What is being asked —
Search the material below for the word "page". Copy every line that has it.

Supplied data —
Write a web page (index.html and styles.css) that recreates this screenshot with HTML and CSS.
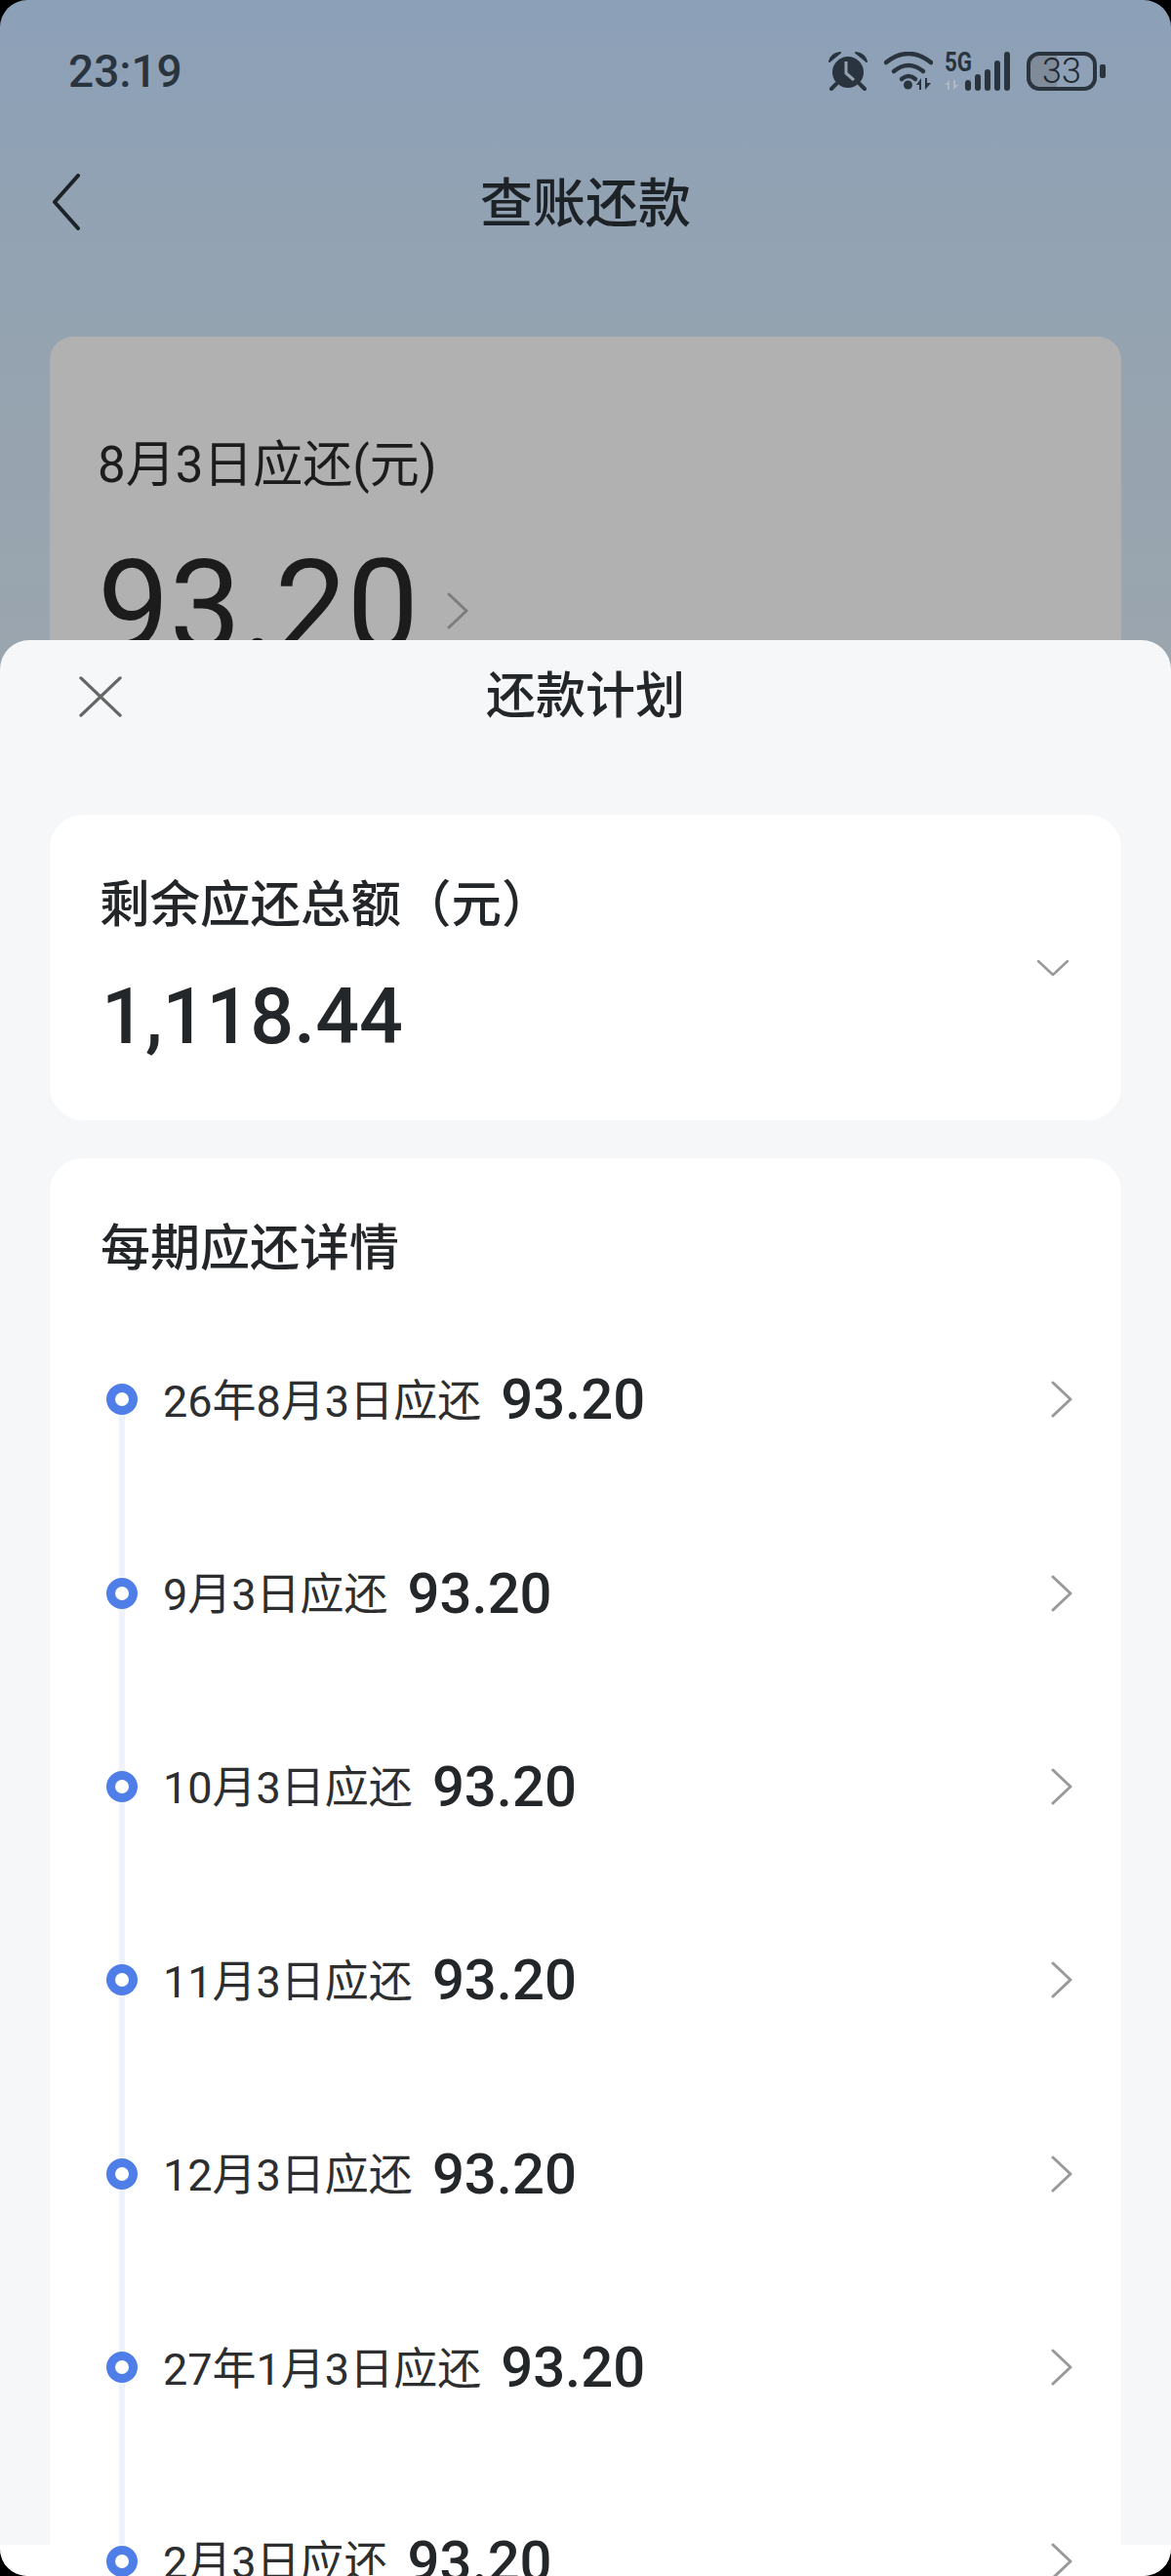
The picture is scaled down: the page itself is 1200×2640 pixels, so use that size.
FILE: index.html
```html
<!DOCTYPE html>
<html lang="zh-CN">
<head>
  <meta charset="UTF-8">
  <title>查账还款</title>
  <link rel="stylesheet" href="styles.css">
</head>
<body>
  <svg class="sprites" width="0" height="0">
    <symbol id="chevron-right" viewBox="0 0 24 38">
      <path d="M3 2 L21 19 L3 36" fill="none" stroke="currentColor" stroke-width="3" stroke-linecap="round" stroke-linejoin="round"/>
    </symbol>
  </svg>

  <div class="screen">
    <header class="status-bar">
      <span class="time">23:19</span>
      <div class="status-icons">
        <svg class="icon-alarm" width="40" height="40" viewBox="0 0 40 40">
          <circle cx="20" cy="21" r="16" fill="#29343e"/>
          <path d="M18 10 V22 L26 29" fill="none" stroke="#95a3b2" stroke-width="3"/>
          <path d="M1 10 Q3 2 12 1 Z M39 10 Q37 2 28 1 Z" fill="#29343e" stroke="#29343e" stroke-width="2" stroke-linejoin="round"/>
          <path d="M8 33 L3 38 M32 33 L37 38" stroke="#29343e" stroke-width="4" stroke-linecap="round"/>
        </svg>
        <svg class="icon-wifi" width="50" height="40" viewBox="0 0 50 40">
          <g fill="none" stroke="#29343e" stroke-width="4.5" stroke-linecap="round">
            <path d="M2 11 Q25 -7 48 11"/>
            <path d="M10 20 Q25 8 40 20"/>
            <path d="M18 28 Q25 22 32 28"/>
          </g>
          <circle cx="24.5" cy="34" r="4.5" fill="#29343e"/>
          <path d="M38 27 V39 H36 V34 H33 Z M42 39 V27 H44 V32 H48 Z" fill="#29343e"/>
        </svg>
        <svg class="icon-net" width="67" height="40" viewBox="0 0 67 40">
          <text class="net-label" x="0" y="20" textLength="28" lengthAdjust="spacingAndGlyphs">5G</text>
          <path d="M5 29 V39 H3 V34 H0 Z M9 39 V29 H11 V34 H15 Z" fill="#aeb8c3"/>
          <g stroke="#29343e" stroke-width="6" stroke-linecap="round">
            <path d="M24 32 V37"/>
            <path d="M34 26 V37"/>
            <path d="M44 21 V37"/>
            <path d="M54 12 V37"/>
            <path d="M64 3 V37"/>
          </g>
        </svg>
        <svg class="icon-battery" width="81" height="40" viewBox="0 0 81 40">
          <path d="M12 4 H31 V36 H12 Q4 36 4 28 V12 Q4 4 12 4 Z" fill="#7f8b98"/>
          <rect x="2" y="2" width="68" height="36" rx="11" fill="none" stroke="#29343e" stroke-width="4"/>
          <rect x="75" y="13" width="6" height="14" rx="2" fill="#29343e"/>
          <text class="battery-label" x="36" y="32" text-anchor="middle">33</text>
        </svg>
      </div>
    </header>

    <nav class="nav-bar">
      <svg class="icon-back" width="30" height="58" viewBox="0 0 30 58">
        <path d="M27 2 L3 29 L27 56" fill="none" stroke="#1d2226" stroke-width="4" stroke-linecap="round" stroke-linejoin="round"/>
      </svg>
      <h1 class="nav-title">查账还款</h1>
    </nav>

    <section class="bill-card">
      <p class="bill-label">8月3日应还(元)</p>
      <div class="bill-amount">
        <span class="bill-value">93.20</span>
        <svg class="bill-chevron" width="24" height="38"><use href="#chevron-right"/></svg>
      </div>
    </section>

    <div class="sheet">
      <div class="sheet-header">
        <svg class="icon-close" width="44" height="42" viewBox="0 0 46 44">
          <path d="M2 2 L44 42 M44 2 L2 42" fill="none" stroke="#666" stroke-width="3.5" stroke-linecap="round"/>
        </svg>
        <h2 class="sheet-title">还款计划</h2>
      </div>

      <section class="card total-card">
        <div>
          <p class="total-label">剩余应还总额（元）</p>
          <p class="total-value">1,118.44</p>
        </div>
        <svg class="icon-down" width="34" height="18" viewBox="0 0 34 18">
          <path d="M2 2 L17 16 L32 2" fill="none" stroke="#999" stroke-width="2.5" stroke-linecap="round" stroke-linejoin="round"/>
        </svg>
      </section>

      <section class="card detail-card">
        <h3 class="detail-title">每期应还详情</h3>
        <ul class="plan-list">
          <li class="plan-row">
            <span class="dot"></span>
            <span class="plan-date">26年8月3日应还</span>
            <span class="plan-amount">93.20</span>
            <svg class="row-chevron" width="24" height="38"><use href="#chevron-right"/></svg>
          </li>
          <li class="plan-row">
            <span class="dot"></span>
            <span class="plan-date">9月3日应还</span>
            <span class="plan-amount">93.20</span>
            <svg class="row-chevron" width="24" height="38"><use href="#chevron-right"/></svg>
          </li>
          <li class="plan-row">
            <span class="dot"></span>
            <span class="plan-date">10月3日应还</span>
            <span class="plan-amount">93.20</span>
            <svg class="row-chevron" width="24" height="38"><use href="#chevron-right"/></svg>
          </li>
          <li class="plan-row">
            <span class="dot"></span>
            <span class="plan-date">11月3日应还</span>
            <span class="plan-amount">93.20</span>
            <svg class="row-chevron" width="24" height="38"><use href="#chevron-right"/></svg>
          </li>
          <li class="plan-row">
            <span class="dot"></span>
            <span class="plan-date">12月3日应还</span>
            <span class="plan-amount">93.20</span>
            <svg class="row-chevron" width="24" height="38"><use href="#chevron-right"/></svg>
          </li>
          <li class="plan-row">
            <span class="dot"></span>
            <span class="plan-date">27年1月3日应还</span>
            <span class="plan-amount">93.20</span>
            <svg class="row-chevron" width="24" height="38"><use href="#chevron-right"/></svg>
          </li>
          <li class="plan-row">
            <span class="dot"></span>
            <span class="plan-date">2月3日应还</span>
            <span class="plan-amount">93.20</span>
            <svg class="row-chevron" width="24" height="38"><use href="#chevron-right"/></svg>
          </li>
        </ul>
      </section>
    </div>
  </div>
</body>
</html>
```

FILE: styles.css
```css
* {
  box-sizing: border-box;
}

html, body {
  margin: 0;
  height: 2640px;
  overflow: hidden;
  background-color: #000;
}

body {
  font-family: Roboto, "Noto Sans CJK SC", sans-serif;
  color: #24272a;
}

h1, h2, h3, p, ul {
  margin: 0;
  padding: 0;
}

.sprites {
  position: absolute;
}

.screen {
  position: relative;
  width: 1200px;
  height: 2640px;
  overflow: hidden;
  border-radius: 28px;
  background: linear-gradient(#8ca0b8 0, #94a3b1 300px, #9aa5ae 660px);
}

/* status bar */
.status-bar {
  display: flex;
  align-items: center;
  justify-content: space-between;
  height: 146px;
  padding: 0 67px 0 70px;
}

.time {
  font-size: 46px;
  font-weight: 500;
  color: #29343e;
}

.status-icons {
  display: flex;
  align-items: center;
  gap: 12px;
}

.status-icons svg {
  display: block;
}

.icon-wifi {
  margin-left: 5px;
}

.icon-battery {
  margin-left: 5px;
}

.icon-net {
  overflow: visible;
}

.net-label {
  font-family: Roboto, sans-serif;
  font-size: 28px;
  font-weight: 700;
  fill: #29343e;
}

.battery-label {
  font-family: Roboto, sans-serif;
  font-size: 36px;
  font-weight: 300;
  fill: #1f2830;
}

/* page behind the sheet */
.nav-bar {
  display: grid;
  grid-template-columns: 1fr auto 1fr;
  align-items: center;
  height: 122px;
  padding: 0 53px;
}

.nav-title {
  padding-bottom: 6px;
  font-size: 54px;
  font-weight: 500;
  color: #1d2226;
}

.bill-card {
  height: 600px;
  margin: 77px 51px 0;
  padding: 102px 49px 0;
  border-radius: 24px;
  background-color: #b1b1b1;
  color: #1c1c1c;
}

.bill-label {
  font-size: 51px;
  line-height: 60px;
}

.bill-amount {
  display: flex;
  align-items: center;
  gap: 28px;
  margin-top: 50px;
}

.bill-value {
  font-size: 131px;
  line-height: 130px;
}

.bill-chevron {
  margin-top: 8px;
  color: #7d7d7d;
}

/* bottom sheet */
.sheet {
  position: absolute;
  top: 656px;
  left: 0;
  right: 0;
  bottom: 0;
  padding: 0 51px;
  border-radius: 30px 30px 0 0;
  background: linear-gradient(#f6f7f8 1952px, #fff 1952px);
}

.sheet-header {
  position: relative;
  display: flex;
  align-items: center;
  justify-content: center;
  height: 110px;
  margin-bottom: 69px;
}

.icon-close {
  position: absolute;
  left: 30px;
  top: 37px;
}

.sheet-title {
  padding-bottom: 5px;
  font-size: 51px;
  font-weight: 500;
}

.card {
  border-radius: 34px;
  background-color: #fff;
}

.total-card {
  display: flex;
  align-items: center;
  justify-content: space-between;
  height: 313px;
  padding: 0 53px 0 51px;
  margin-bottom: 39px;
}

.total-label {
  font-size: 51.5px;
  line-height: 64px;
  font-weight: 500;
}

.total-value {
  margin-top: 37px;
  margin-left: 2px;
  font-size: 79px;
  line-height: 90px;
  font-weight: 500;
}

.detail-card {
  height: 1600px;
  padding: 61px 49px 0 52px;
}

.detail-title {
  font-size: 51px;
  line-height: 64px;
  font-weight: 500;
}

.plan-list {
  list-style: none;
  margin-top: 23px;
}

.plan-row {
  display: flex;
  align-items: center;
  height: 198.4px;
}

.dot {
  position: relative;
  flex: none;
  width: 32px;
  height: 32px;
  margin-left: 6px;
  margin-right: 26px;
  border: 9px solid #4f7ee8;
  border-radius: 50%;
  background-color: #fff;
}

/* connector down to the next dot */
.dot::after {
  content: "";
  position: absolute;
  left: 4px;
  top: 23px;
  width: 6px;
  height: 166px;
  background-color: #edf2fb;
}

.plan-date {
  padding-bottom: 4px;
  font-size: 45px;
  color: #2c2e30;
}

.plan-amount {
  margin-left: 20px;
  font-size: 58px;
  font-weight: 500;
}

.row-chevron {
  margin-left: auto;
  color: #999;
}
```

Response to this task —
Write a web page (index.html and styles.css) that recreates this screenshot with HTML and CSS.
The picture is scaled down: the page itself is 1200×2640 pixels, so use that size.
/* page behind the sheet */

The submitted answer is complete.